Honest to God was the result of the fusion of three currents, or if you will, the point of arrival of three Protestant lines: Rudolf Bultmann (†1976), with his well-known demythologizing of the New Testament, and the radicalization of the gap between the historical Jesus and the Christ of faith; Dietrich Bonhoeffer (†1945), who elaborated the most extreme presentation of Christianity, that is, an a-religious Christianity (only Christ and I, and nothing else); and Paul Tillich (†1965), who had popularized his concept of religion as an anthropological dimension that is everything and, at bottom, is nothing determined (a faith without God). From such premises, Robinson set out to reinterpret faith to make it accessible to modern man.
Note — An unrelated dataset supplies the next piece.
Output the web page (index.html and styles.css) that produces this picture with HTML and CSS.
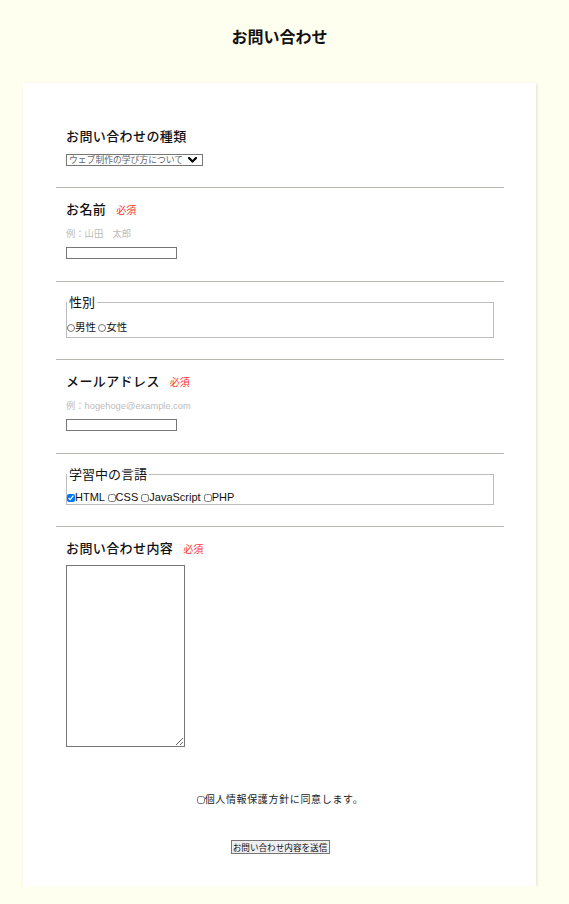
FILE: index.html
```html
<!DOCTYPE html>
<html lang="ja">
<head>
<meta charset="utf-8">
<title>お問い合わせ</title>
<link rel="stylesheet" href="styles.css">
</head>
<body>
<div class="page">
  <h1 class="title">お問い合わせ</h1>
  <main class="card">
    <form class="form">
      <div class="item">
        <p class="label">お問い合わせの種類</p>
        <div class="select-wrap">
          <select class="select">
            <option>ウェブ制作の学び方について</option>
            <option>その他</option>
          </select>
          <svg class="chev" width="9" height="6" viewBox="0 0 9 6"><polyline points="1,1 4.5,4.6 8,1" fill="none" stroke="#000" stroke-width="2.2" stroke-linecap="round" stroke-linejoin="round"/></svg>
        </div>
      </div>

      <div class="item item-input">
        <p class="label">お名前<span class="req">必須</span></p>
        <p class="hint">例：山田　太郎</p>
        <input class="text" type="text">
      </div>

      <div class="item item-fs">
        <fieldset class="fs fs-jp">
          <legend class="legend">性別</legend>
          <div class="choices choices-jp"><label><input class="radio" type="radio" name="sex">男性</label> <label><input class="radio" type="radio" name="sex">女性</label></div>
        </fieldset>
      </div>

      <div class="item item-input">
        <p class="label">メールアドレス<span class="req">必須</span></p>
        <p class="hint">例：hogehoge@example.com</p>
        <input class="text" type="email">
      </div>

      <div class="item item-fs">
        <fieldset class="fs">
          <legend class="legend">学習中の言語</legend>
          <div class="choices choices-en"><label><input class="check" type="checkbox" checked>HTML</label> <label><input class="check" type="checkbox">CSS</label> <label><input class="check" type="checkbox">JavaScript</label> <label><input class="check" type="checkbox">PHP</label></div>
        </fieldset>
      </div>

      <div class="item item-last">
        <p class="label">お問い合わせ内容<span class="req">必須</span></p>
        <textarea class="textarea"></textarea>
      </div>

      <p class="agree"><label><input class="check" type="checkbox">個人情報保護方針に同意します。</label></p>
      <div class="submit-row"><button class="submit" type="submit">お問い合わせ内容を送信</button></div>
    </form>
  </main>
</div>
</body>
</html>
```
FILE: styles.css
```css
html, body {
  margin: 0;
  background: #fffff0;
}
body {
  font-family: "Liberation Sans", "Noto Sans CJK JP", sans-serif;
  color: #111;
}
.page {
  margin-left: 23px;
  width: 513px;
}
.title {
  margin: 0 0 37px;
  padding-top: 26px;
  height: 20px;
  line-height: 20px;
  font-size: 16px;
  font-weight: 700;
  text-align: center;
  font-family: "Noto Sans CJK JP", sans-serif;
}
.card {
  display: block;
  box-sizing: border-box;
  padding: 32px 32px 32px 33px;
  background: #fff;
  box-shadow: 1px 1px 3px rgba(0, 0, 0, 0.12);
}
.item {
  padding: 13px 10px 21px;
  border-bottom: 1px solid #b8b8b0;
}
.item-input {
  padding-bottom: 22px;
}
.item-fs {
  padding-top: 12px;
}
.item-last {
  border-bottom: 0;
  padding-bottom: 0;
}
.label {
  margin: 0;
  height: 16px;
  font-family: "Noto Sans CJK JP", sans-serif;
  font-size: 13px;
  line-height: 16px;
  font-weight: 500;
  letter-spacing: 0.4px;
  color: #111;
}
.req {
  margin-left: 10px;
  font-size: 10px;
  line-height: 10px;
  font-weight: 400;
  letter-spacing: 0;
  color: #f33;
}
.hint {
  margin: 11px 0 0;
  height: 12px;
  font-size: 9.3px;
  line-height: 12px;
  color: #bcbcbc;
}
.text {
  display: block;
  margin: 7px 0 0;
  width: 111px;
  height: 12px;
  box-sizing: border-box;
  border: 1px solid #767676;
  padding: 0;
  background: #fff;
}
.select-wrap {
  position: relative;
  margin-top: 10px;
  width: 137px;
  height: 12px;
}
.select {
  -webkit-appearance: none;
  appearance: none;
  display: block;
  width: 137px;
  height: 12px;
  box-sizing: border-box;
  margin: 0;
  padding: 0 0 0 2px;
  border: 1px solid #767676;
  border-radius: 0;
  background: #fff;
  font-family: "Noto Sans CJK JP", sans-serif;
  font-size: 8.8px;
  line-height: 10px;
  color: #666;
}
.chev {
  position: absolute;
  left: 122px;
  top: 3px;
  pointer-events: none;
}
.fs {
  margin: 0;
  padding: 8px 0 0;
  border: 1px solid #bdbdbd;
  min-width: 0;
}
.fs-jp {
  padding-bottom: 1px;
}
.legend {
  padding: 0 2px;
  font-family: "Noto Sans CJK JP", sans-serif;
  font-size: 13px;
  line-height: 16px;
  color: #111;
}
.choices-jp {
  font-family: "Noto Sans CJK JP", sans-serif;
  font-size: 10.5px;
  line-height: 18px;
  height: 18px;
}
.choices-en {
  font-size: 11px;
  line-height: 14px;
  height: 14px;
}
.radio,
.check {
  width: 8px;
  height: 8px;
  margin: 0;
  vertical-align: -0.5px;
}
.textarea {
  display: block;
  margin-top: 9px;
  width: 119px;
  height: 182px;
  box-sizing: border-box;
  border: 1px solid #767676;
  padding: 2px;
  resize: both;
}
.agree {
  margin: 45px 0 0;
  height: 14px;
  text-align: center;
  font-family: "Noto Sans CJK JP", sans-serif;
  font-size: 10px;
  line-height: 14px;
  letter-spacing: 0.65px;
  color: #222;
}
.submit-row {
  margin-top: 34px;
  height: 14px;
  text-align: center;
  line-height: 14px;
}
.submit {
  display: inline-block;
  vertical-align: top;
  width: 99px;
  height: 14px;
  box-sizing: border-box;
  margin: 0;
  padding: 0;
  border: 1px solid #767676;
  border-radius: 0;
  background: #efefef;
  font-family: "Noto Sans CJK JP", sans-serif;
  font-size: 8.6px;
  line-height: 12px;
  white-space: nowrap;
  overflow: hidden;
  color: #111;
}
```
His theology posed the problem of "how to say God" in a secularized context and the result was not at all satisfactory.

In those years, the category "world" was also being discussed in Europe and "political theology" was taking its first steps. This current, led by the Catholic theologian Johann Baptist Metz, also sought to present the faith in harmony with the cultural horizon of the time. For Metz, the "world" was historical becoming. According to Metz, when the incarnate Word takes on the world, God accepts that creation is filtered by the work of man. Thus, when we contemplate the world, we do not see the vestigia Dei, but rather the vestigia hominis and, in short, not the world projected by God, but transformed by man, behind which man himself beats.

In both cases, there is a notable deficit of metaphysical rationality. Kant's shadow is very long. Both Metz and Moltmann succumb to a supposed impossibility, on the part of reason, to transcend the phenomenological level and enter the noun. They postulate, without further ado, that reason can say nothing about God and supernature. The problem is, for them, how to speak of God to a world that supposedly no longer understands what God is.

Although the three controversies described above did not have a direct impact on the development of Vatican II, they did so rarefy the theological and ecclesial atmosphere that they negatively conditioned the reception of the great conciliar assembly. But this is a different matter, which would require a specific, long and detailed treatment.